## Problem requirements
Tally how many lines hold the string "this". Your reply should be that number alone.

## Exercise materials
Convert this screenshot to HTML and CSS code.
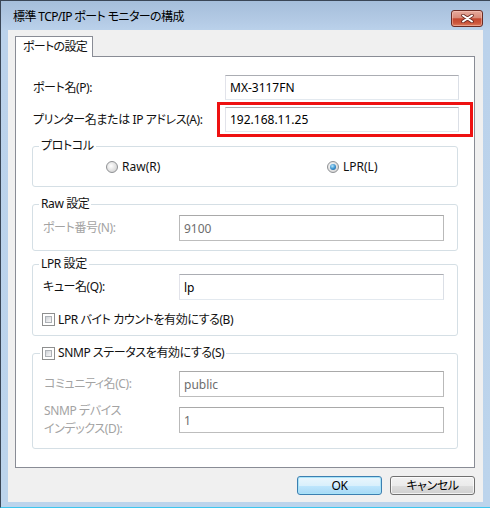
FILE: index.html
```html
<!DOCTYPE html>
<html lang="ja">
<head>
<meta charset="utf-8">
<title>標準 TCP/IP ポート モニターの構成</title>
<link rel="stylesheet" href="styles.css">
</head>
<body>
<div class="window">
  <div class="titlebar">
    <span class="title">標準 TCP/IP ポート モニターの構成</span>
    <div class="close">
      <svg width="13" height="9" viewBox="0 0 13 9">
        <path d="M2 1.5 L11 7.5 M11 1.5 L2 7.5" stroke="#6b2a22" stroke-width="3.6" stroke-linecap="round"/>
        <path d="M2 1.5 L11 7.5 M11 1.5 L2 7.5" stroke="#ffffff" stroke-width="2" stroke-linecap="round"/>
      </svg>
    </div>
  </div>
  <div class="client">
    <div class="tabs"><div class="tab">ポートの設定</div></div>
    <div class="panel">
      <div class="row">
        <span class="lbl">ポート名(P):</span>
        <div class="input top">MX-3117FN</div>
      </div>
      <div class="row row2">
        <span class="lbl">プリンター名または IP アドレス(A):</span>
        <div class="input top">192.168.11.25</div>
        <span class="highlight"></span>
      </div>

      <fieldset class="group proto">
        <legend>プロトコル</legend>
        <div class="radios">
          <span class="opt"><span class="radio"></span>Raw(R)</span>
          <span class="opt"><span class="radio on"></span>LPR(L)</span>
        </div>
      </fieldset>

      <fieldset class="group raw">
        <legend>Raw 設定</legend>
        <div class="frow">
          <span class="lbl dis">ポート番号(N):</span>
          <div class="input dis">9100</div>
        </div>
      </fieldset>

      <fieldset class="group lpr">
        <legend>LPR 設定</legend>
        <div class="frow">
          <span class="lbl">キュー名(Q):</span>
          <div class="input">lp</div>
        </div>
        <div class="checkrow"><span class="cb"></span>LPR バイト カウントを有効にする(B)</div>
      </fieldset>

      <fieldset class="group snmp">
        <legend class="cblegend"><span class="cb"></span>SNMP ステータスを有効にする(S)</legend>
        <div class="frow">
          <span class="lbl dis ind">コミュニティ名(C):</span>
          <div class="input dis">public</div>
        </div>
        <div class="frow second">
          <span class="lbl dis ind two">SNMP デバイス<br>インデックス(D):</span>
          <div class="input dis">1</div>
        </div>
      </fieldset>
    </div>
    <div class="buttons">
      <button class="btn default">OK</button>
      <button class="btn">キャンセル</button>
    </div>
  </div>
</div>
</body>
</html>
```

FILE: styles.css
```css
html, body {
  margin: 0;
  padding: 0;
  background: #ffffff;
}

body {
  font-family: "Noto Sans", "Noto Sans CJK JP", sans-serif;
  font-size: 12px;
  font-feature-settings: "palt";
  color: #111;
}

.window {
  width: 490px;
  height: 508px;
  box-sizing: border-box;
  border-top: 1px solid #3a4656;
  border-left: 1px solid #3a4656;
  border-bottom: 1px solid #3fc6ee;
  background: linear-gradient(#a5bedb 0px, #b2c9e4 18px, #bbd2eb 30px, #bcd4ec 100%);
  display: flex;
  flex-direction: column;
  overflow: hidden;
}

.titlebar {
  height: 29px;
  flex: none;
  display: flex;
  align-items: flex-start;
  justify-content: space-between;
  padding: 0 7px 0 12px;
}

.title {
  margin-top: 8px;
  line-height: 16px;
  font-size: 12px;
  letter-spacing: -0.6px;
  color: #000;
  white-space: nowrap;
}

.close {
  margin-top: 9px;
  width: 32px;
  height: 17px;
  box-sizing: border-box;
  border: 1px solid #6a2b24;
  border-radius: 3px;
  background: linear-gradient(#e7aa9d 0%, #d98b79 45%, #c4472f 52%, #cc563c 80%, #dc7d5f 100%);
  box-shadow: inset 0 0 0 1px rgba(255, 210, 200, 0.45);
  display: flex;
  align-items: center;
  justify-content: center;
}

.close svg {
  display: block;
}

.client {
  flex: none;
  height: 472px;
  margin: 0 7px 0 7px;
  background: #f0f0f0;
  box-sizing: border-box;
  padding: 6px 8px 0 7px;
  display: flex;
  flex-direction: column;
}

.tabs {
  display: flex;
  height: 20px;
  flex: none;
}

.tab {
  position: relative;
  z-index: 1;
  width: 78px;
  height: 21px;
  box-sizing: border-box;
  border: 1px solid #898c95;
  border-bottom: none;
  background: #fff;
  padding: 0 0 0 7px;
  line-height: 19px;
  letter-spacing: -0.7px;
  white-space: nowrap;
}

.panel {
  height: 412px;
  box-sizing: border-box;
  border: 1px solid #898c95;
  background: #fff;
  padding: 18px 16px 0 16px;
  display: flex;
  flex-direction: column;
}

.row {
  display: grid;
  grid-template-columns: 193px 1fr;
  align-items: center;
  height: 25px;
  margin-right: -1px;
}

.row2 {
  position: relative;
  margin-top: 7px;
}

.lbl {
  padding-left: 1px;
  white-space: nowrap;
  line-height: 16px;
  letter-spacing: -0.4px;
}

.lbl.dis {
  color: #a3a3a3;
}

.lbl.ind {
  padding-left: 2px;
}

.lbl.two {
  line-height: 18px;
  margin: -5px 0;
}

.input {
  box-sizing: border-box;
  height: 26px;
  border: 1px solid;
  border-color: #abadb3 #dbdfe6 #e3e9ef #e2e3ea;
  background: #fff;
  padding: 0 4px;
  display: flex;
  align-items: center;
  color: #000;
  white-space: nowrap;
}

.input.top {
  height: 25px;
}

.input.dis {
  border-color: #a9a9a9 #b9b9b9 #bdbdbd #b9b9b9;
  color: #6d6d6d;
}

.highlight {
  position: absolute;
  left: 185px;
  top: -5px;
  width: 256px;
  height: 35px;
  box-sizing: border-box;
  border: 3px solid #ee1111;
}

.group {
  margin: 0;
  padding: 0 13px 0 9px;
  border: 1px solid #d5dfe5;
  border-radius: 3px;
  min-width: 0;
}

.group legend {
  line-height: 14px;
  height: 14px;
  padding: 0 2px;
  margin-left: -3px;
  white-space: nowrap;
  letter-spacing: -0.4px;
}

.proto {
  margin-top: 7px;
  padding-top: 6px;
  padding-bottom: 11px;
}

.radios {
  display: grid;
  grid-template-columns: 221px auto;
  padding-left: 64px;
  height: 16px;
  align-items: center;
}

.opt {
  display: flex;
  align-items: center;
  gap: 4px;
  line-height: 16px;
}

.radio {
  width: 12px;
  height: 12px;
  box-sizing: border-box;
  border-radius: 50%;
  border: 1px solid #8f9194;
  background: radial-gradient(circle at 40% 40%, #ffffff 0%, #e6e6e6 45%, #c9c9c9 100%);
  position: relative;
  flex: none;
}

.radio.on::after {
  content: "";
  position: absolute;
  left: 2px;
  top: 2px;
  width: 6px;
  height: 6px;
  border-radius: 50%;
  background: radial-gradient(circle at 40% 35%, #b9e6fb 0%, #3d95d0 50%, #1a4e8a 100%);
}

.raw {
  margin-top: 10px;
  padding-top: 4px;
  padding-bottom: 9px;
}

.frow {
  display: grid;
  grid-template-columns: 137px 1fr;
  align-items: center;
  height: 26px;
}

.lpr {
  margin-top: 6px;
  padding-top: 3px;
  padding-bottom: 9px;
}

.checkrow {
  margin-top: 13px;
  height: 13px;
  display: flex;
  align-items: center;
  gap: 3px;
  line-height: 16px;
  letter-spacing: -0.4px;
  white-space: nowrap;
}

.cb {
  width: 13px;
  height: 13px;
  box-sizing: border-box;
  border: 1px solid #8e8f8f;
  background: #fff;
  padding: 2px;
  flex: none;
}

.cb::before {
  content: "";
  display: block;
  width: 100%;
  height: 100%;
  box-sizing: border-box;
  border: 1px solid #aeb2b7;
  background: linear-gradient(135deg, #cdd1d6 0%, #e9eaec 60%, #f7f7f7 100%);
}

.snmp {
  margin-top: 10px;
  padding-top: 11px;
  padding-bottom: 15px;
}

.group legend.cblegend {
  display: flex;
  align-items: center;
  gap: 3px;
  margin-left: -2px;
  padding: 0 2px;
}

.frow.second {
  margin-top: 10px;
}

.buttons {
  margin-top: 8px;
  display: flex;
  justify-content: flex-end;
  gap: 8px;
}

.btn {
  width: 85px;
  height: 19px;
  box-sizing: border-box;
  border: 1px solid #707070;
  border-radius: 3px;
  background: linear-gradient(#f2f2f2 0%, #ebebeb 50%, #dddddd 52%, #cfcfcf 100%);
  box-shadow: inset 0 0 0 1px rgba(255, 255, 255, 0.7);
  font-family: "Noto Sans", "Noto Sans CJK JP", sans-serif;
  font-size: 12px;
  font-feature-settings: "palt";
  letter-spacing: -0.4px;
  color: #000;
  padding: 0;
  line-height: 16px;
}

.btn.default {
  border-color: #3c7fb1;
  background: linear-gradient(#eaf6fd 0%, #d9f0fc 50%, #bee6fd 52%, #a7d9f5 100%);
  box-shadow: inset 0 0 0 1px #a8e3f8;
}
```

--

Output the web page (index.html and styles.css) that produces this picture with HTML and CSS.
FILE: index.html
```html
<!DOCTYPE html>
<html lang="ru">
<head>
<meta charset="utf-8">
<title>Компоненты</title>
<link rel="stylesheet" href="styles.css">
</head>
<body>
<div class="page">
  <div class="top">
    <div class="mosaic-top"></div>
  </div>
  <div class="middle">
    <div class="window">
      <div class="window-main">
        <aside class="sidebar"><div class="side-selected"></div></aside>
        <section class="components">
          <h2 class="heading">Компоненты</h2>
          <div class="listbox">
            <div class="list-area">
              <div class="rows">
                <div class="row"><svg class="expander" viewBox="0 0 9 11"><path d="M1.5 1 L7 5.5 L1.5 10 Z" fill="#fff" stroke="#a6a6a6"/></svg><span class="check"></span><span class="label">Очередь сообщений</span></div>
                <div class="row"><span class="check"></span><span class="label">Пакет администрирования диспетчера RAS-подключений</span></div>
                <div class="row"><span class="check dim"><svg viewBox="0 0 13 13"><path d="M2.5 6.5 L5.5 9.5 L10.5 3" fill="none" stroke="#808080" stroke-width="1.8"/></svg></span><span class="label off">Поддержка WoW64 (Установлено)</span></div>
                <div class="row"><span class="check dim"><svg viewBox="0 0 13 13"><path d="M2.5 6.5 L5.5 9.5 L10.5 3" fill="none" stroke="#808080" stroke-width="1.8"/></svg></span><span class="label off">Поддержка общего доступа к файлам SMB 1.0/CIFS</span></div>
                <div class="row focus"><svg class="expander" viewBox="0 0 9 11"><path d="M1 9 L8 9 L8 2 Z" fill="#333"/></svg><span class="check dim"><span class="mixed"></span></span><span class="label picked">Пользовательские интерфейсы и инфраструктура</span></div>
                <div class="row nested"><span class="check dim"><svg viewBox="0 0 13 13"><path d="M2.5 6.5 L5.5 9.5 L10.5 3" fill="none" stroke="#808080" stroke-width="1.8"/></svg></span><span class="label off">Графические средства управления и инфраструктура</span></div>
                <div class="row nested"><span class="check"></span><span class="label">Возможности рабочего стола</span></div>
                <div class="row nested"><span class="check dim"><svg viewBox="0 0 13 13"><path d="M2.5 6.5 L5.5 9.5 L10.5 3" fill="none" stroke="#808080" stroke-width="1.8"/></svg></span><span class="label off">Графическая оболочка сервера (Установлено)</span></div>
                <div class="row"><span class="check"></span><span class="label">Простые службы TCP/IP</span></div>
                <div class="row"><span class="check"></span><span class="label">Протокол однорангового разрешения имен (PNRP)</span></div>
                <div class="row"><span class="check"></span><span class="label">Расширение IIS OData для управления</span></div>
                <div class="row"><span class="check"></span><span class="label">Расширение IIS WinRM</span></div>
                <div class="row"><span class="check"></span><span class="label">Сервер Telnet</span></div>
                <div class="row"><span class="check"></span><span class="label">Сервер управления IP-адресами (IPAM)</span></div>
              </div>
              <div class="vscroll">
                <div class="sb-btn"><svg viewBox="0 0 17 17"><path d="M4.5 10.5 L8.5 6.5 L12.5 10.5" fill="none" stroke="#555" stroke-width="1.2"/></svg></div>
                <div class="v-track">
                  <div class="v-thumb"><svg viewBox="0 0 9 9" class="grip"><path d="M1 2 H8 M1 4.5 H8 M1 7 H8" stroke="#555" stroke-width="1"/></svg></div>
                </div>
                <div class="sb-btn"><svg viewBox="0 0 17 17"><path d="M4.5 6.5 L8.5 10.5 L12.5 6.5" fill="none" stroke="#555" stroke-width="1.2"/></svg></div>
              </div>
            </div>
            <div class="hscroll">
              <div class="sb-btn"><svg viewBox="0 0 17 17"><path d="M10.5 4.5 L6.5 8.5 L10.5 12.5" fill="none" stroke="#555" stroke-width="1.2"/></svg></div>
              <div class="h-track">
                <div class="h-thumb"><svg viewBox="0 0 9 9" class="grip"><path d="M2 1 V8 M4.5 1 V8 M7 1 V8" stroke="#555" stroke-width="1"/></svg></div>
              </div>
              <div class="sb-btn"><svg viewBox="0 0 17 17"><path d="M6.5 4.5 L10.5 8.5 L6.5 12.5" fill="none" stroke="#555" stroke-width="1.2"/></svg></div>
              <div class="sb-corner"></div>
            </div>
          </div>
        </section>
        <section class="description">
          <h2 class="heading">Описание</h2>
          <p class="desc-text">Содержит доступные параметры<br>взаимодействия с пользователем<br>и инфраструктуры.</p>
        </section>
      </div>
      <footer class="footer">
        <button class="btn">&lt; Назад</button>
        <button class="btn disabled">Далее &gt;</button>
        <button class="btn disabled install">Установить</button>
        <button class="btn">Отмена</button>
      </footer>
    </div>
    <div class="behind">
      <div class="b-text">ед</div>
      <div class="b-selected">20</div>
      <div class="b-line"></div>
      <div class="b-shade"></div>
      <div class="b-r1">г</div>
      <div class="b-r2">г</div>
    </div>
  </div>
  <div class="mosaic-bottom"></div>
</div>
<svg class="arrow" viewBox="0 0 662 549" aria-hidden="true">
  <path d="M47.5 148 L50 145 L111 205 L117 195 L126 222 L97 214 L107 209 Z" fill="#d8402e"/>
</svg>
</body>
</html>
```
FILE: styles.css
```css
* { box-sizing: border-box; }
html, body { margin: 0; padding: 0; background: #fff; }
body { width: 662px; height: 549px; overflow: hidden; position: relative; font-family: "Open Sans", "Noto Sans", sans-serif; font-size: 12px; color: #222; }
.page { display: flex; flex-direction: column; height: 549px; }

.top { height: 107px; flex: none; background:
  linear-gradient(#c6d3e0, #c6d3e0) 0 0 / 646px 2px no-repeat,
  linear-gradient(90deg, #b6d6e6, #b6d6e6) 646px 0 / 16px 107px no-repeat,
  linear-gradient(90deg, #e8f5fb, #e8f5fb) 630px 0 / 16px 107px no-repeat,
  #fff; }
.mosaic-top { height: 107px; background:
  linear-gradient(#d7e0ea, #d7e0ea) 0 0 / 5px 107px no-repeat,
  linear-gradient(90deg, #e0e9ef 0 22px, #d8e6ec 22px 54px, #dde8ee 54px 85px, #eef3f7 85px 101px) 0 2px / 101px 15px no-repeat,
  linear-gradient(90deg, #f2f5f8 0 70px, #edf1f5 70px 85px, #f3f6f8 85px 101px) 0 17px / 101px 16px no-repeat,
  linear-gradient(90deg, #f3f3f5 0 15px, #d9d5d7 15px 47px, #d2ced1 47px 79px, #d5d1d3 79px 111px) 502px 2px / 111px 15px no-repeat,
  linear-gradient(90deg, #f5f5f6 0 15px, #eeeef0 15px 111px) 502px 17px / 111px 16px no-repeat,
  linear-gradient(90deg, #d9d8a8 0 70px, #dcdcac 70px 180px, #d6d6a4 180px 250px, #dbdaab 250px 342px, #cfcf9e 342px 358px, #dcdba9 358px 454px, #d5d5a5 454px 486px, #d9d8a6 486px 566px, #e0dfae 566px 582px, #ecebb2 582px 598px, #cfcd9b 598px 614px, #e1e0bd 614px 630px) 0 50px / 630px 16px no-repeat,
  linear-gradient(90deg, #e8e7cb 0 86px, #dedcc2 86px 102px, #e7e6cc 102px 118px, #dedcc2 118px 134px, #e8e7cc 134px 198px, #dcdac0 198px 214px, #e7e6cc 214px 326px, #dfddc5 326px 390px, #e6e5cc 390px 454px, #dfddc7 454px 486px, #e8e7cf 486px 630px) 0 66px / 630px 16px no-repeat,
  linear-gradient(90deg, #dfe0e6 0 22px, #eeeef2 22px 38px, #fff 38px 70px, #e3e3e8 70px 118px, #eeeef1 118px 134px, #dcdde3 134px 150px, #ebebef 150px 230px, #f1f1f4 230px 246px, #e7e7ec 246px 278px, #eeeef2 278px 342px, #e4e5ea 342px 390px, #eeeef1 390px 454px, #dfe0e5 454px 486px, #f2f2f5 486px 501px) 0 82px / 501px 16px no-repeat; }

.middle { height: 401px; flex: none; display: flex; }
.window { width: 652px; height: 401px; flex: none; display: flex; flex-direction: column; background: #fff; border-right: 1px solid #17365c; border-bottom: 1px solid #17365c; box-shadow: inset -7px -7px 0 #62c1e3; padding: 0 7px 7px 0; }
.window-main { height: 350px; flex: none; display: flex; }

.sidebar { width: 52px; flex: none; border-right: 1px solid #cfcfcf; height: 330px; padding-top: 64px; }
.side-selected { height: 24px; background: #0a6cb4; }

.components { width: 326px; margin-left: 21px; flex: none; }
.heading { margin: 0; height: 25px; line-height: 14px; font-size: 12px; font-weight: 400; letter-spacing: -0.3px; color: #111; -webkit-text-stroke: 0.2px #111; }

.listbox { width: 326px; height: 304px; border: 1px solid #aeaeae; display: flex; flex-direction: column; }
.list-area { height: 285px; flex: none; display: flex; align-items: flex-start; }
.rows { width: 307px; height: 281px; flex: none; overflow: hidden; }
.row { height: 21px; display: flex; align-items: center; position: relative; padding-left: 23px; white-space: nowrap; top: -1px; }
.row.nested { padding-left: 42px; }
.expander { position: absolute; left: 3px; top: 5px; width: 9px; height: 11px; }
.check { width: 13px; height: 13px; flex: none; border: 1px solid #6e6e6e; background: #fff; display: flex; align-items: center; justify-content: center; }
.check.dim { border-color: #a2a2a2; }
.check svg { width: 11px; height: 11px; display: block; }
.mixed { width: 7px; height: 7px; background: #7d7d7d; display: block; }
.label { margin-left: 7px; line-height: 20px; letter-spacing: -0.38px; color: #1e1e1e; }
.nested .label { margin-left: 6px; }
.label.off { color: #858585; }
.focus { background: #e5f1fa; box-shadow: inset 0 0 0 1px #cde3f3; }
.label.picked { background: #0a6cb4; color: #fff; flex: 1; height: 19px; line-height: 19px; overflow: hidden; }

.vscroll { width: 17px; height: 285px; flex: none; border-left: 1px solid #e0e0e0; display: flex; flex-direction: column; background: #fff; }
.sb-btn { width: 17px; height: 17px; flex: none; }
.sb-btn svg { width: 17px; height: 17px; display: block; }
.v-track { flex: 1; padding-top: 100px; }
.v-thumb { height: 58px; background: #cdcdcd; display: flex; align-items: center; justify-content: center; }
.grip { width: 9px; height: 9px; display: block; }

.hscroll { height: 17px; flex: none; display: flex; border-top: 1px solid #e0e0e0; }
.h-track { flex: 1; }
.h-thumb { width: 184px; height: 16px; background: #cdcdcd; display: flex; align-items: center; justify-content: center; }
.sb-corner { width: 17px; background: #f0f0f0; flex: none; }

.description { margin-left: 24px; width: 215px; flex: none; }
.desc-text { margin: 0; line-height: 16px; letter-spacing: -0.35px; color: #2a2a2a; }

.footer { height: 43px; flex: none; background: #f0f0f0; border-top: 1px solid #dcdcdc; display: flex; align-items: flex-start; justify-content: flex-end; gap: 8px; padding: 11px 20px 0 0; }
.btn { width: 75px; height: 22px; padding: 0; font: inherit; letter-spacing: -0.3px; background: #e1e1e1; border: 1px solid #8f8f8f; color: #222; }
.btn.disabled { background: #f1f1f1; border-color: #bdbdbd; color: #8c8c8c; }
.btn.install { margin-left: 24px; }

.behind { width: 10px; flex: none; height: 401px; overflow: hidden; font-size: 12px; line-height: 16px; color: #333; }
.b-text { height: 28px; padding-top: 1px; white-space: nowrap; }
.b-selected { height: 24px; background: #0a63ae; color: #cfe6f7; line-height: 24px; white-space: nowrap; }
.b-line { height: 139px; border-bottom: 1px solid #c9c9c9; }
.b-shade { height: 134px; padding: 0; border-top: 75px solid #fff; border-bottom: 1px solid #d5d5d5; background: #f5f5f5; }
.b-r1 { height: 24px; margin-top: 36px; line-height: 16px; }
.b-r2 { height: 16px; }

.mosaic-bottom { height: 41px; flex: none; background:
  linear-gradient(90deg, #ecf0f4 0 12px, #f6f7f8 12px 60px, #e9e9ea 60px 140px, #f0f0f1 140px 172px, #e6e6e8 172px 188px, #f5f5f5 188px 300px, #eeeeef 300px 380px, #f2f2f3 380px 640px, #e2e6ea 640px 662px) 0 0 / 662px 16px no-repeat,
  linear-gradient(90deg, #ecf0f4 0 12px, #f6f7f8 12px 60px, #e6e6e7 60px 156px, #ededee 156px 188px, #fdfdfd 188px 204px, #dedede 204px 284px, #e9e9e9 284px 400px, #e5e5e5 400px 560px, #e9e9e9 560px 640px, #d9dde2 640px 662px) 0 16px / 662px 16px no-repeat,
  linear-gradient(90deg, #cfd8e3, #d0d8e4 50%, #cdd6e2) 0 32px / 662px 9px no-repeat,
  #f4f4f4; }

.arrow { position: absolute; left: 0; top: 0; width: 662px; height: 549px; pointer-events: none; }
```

## Reply to the exercise
2